Implications for banking and trade

There are three implications in following Paul’s advice.

First, the Federal Reserve would be abolished and a price for the dollar set in terms of gold by the U.S. Treasury.

Second, banks and individuals in the United States would hold gold directly and use it as money or hold it indirectly via bank-issued certificates entitling the bearer to gold on demand. The gold could take any form from government-issued gold coins (from any government, not just the United States) to gold bars.

Third, the exchange rate between the dollar and other currencies would be determined by the price of gold in dollars and the price of gold in the other currencies. Since, no country in the world currently values its money directly in terms of gold, other countries would either have to adopt official gold prices or allow international gold markets to determine the price. 

All of this would require radical changes in U.S. banking and international finance. To start, domestic banks would need to hold gold so that their depositors could make deposits and withdrawals. Similarly, international financial institutions and central banks would need to replace their dollar holdings with gold or other currencies.

The benefits of these changes and the other changes required under a gold standard are hard to fathom.

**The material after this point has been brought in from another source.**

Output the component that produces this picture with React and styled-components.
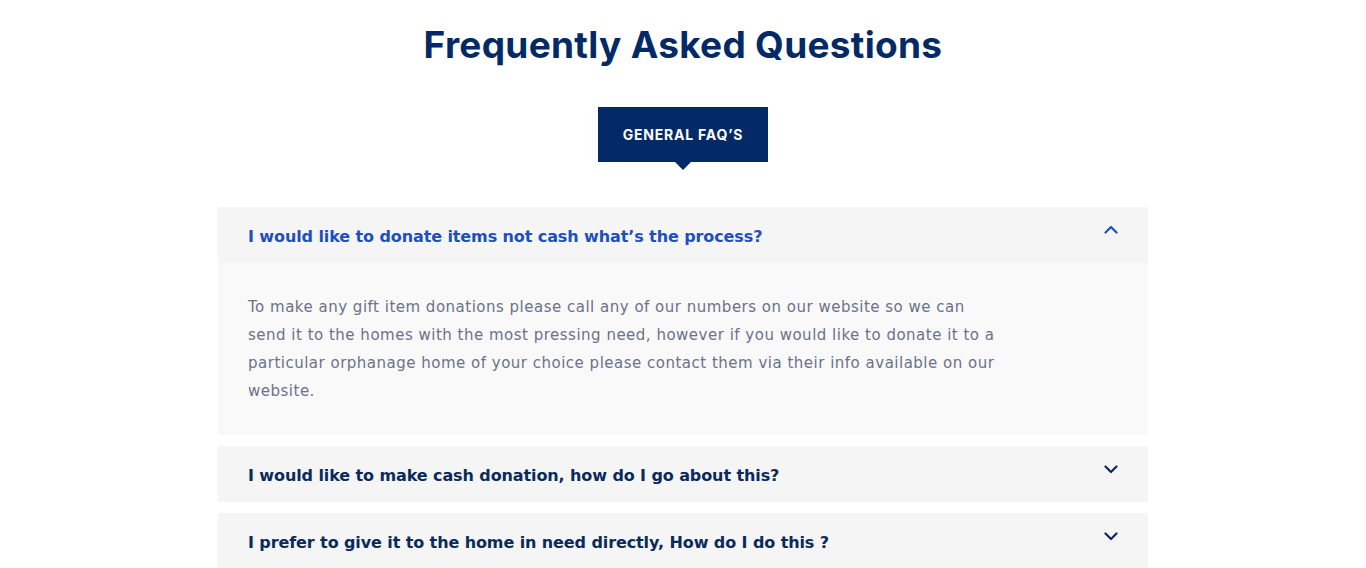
import React, { useState } from "react";
import styled, { createGlobalStyle } from "styled-components";

const Global = createGlobalStyle`
  html, body { margin: 0; padding: 0; background: #ffffff; }
  body { font-family: "Inter", "DejaVu Sans", sans-serif; }
  * { box-sizing: border-box; }
`;

const Page = styled.section`
  display: flex;
  flex-direction: column;
  align-items: center;
  padding-top: 22px;
`;

const Title = styled.h2`
  margin: 0;
  font-family: "Inter", sans-serif;
  font-weight: 700;
  font-size: 37px;
  line-height: 46px;
  color: #032a66;
  letter-spacing: 0.3px;
`;

const Tabs = styled.div`
  display: flex;
  justify-content: center;
  margin-top: 39px;
`;

const Tab = styled.button`
  position: relative;
  width: 170px;
  height: 55px;
  border: none;
  background: #032966;
  color: #ffffff;
  font-family: "Inter", sans-serif;
  font-weight: 700;
  font-size: 14px;
  text-transform: uppercase;
  letter-spacing: 0.8px;
  cursor: pointer;
  &::after {
    content: "";
    position: absolute;
    left: 50%;
    bottom: -8px;
    transform: translateX(-50%);
    border-left: 8px solid transparent;
    border-right: 8px solid transparent;
    border-top: 8px solid #032966;
  }
`;

const List = styled.div`
  width: 930px;
  margin-top: 45px;
  display: flex;
  flex-direction: column;
  gap: 11px;
`;

const Item = styled.div`
  background: #f5f5f6;
`;

const Header = styled.button`
  width: 100%;
  height: 56px;
  display: flex;
  align-items: center;
  justify-content: space-between;
  padding: 0 30px;
  border: none;
  background: #f5f5f6;
  cursor: pointer;
  text-align: left;
  font-family: "DejaVu Sans", sans-serif;
  font-weight: 600;
  font-size: 16px;
  letter-spacing: -0.1px;
  color: ${(p) => (p.$open ? "#1c4fbf" : "#0b2a5c")};
  span { padding-top: 2px; }
`;

const Chevron = styled.svg`
  width: 14px;
  height: 14px;
  flex: none;
  margin-top: -10px;
`;

const Body = styled.div`
  background: #f9f9fa;
  padding: 30px 30px 30px 30px;
`;

const Answer = styled.p`
  margin: 0;
  max-width: 756px;
  font-family: "DejaVu Sans", sans-serif;
  font-weight: 400;
  font-size: 15px;
  letter-spacing: 0.5px;
  line-height: 28px;
  color: #6b7189;
`;

const faqs = [
  {
    q: "I would like to donate items not cash what’s the process?",
    a: "To make any gift item donations please call any of our numbers on our website so we can send it to the homes with the most pressing need, however if you would like to donate it to a particular orphanage home of your choice please contact them via their info available on our website.",
  },
  { q: "I would like to make cash donation, how do I go about this?", a: "" },
  { q: "I prefer to give it to the home in need directly, How do I do this ?", a: "" },
];

function ChevronIcon({ open }) {
  return (
    <Chevron viewBox="0 0 14 14" fill="none">
      <path
        d={open ? "M1.5 9.5 L7 4 L12.5 9.5" : "M1.5 4.5 L7 10 L12.5 4.5"}
        stroke="currentColor"
        strokeWidth="2.2"
        strokeLinecap="round"
        strokeLinejoin="round"
      />
    </Chevron>
  );
}

export default function App() {
  const [open, setOpen] = useState(0);
  return (
    <Page>
      <Global />
      <Title>Frequently Asked Questions</Title>
      <Tabs>
        <Tab>General FAQ’s</Tab>
      </Tabs>
      <List>
        {faqs.map((f, i) => (
          <Item key={i}>
            <Header $open={open === i} onClick={() => setOpen(open === i ? -1 : i)}>
              <span>{f.q}</span>
              <ChevronIcon open={open === i} />
            </Header>
            {open === i && (
              <Body>
                <Answer>{f.a}</Answer>
              </Body>
            )}
          </Item>
        ))}
      </List>
    </Page>
  );
}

Would inflation be lower?  It’s hard to imagine given that the Fed has kept inflation around 2-4 percent for the past 30 years. Would business cycles be less likely? I doubt it, given that expansions and contractions were at least as pronounced before the Fed was created and perhaps even worse.

The gold standard is not the cure for our difficulties. Instead of tinkering with the monetary system, we need to deal with fundamental issues such as the size and role of government generally and the relationship between the financial system and government in particular.

Using gold, silver, copper, seashells, or anything else instead of paper won’t help us face these problems.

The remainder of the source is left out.